New Ebola Outbreak at Risk of Spreading! WHO Declares Emergency!

The deadly Ebola outbreak in Congo is now an international health emergency, the World Health Organization announced after a case was confirmed in a city of over 2 million occupants.
By James DiGeorgia
The World Health Organization (WHO) has declared the nearly year-long Ebola outbreak in Congo a “public health emergency of international concern.”
The declaration by the WHO — an international body charged with coordinating a global response to this lethal disease in Congo’s conflict-ridden North Kivu province has already infected more than 2,500 people and killed nearly 1,700 according to Congo’s Health Ministry.
The WHO warning is based on its belief it could spill over borders to Uganda, Rwanda, Burundi, South Sudan and is an early warning that it could become a global health emergency.
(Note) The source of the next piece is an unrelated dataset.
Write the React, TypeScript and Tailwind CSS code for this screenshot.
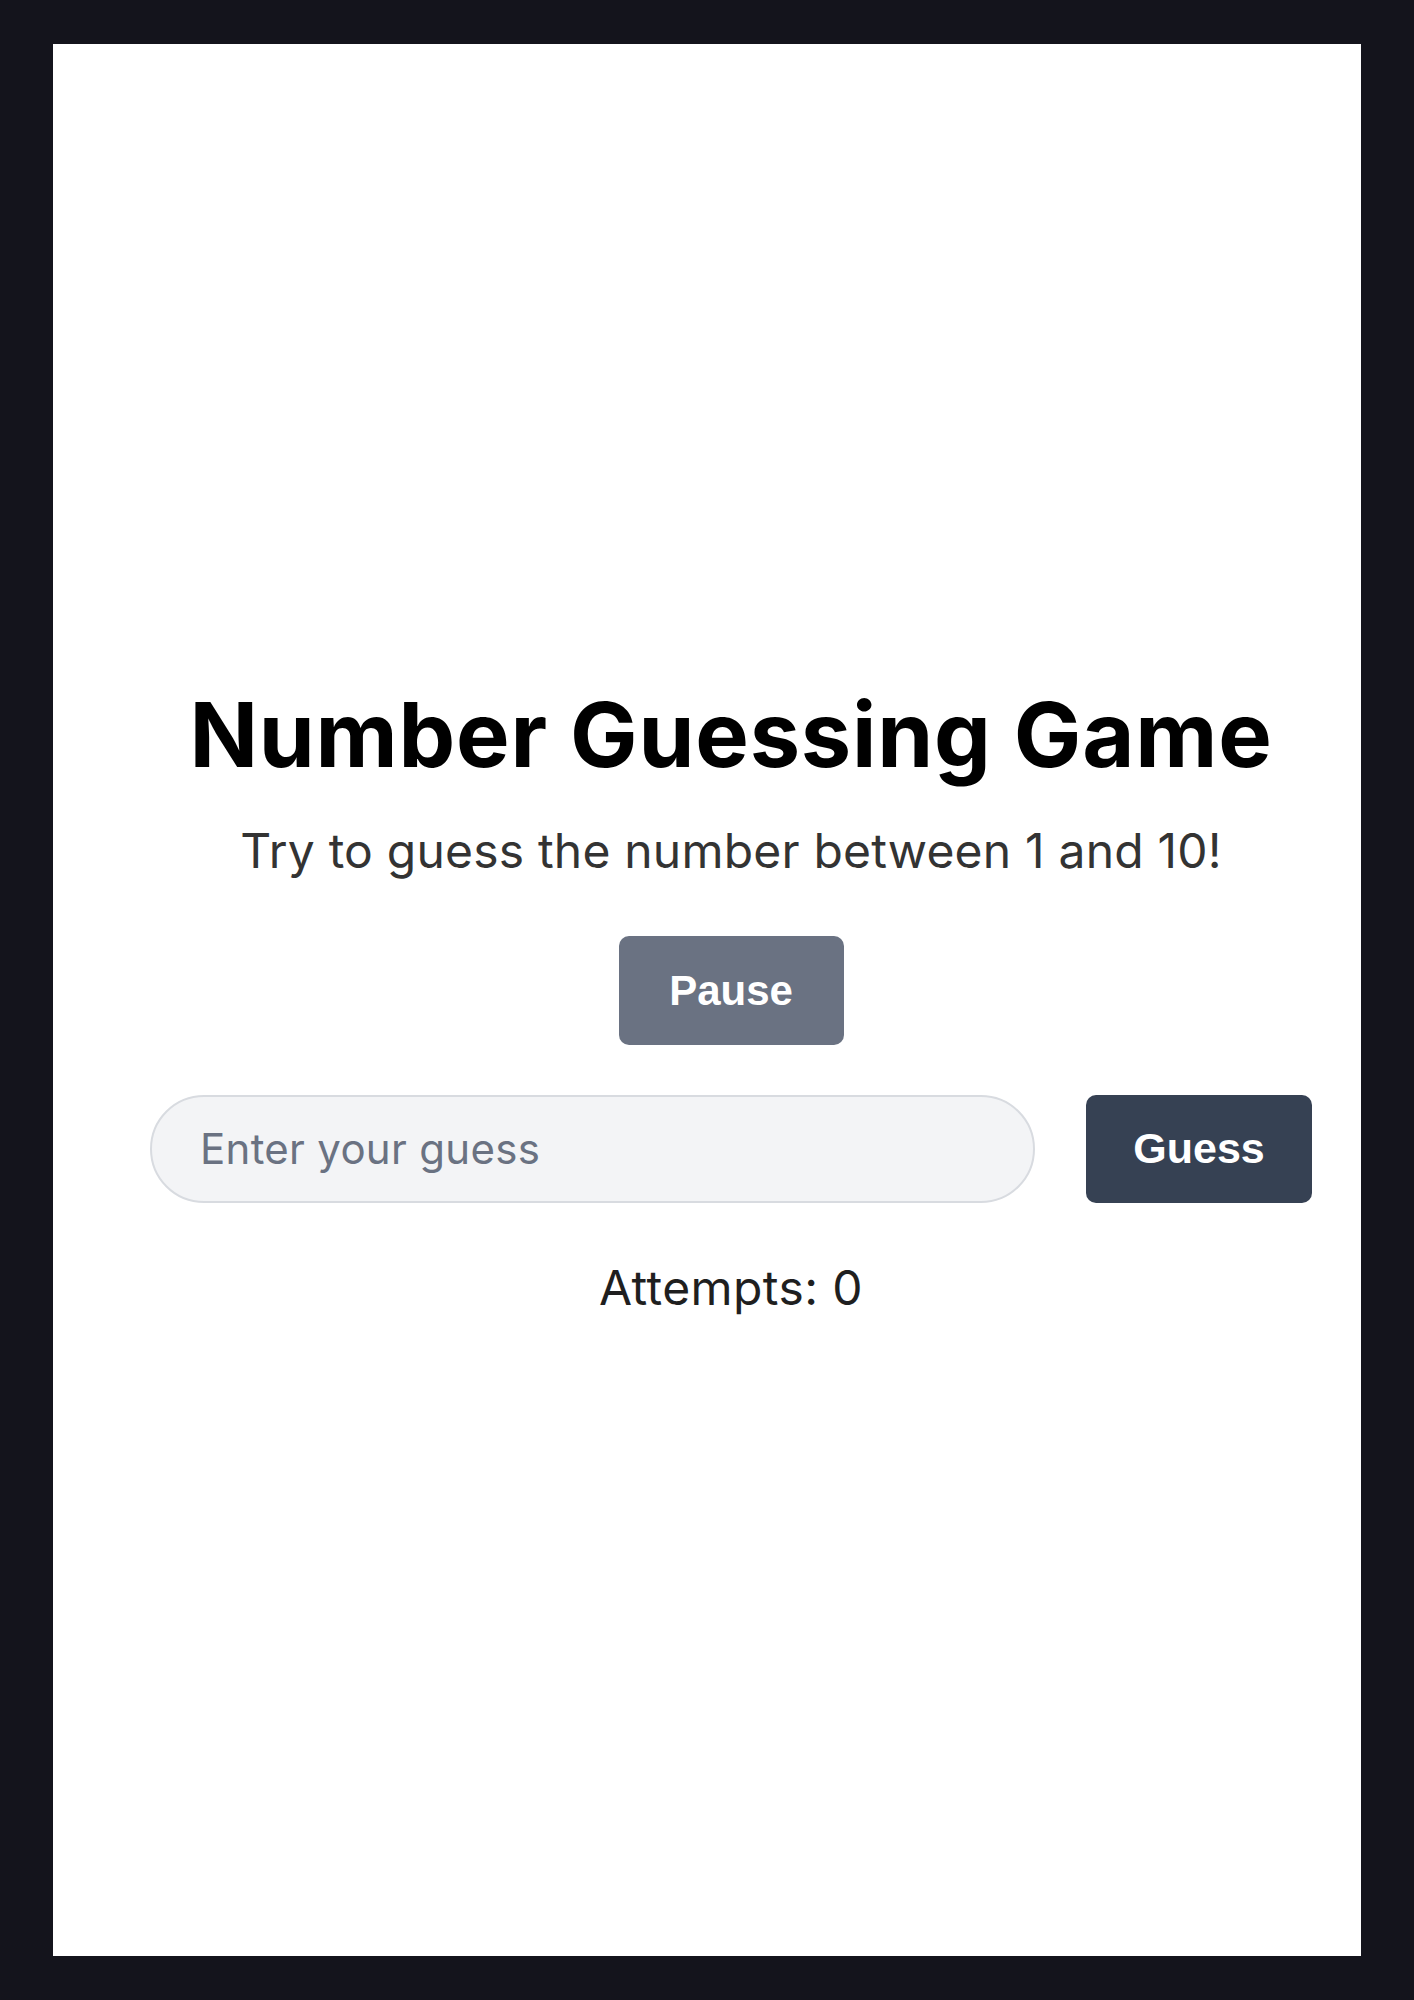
import { useState } from "react";

export default function App() {
  const [guess, setGuess] = useState<string>("");
  const [attempts, setAttempts] = useState<number>(0);
  const [paused, setPaused] = useState<boolean>(false);

  const submitGuess = () => {
    if (paused || guess === "") return;
    setAttempts(attempts + 1);
    setGuess("");
  };

  return (
    <div className="min-h-[2000px] w-full bg-[#14141c] px-[53px] py-[44px] font-['Inter',sans-serif]">
      <div className="flex h-[1912px] flex-col justify-center bg-white pl-[97px] pr-[49px]">
        <div className="flex flex-col items-center">
          <h1 className="text-[90px] font-bold leading-[90px] tracking-[0.8px] text-black">
            Number Guessing Game
          </h1>
          <p className="mt-[48px] text-[48px] leading-[46px] tracking-[0.2px] text-[#333333]">
            Try to guess the number between 1 and 10!
          </p>
          <button
            className="mt-[62px] h-[109px] w-[225px] rounded-[10px] bg-gray-500 font-['Liberation_Sans',Arial,sans-serif] text-[42px] font-bold text-white"
            onClick={() => setPaused(!paused)}
          >
            {paused ? "Resume" : "Pause"}
          </button>
          <div className="mt-[50px] flex w-full items-center gap-[51px]">
            <input
              type="number"
              value={guess}
              onChange={(e) => setGuess(e.target.value)}
              placeholder="Enter your guess"
              className="h-[108px] w-[885px] rounded-full border-2 border-[#d8dbe0] bg-gray-100 pl-[48px] text-[42px] tracking-[0.3px] text-gray-800 outline-none placeholder:text-gray-500"
            />
            <button
              className="h-[108px] w-[226px] rounded-[10px] bg-gray-700 font-['Liberation_Sans',Arial,sans-serif] text-[43px] font-bold text-white"
              onClick={submitGuess}
            >
              Guess
            </button>
          </div>
          <p className="mt-[62px] text-[48px] leading-[46px] tracking-[0.4px] text-[#1f1f1f]">
            Attempts: {attempts}
          </p>
        </div>
      </div>
    </div>
  );
}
The emergency declaration is based on international health regulations issued in 2005, which defined such an emergency — PHEIC, in global health parlance — as an “extraordinary event” that could spread to other countries and demanded a coordinated global response.
The director-general of WHO is responsible for deciding when and where to apply the label of an “emergency event”. The director will only declare the emergency event only after consulting a 10-member committee of Ebola experts. The same committee also is responsible for recommending when to end the global health emergency.
The World Health Organization has been forced to use the label of an emergency event, four times in the past: in response to the swine flu epidemic in 2009; the spread of polioviruses in several countries in 2014; the 2014 Ebola outbreak in West Africa; and the 2016 Zika epidemic in the Western Hemisphere.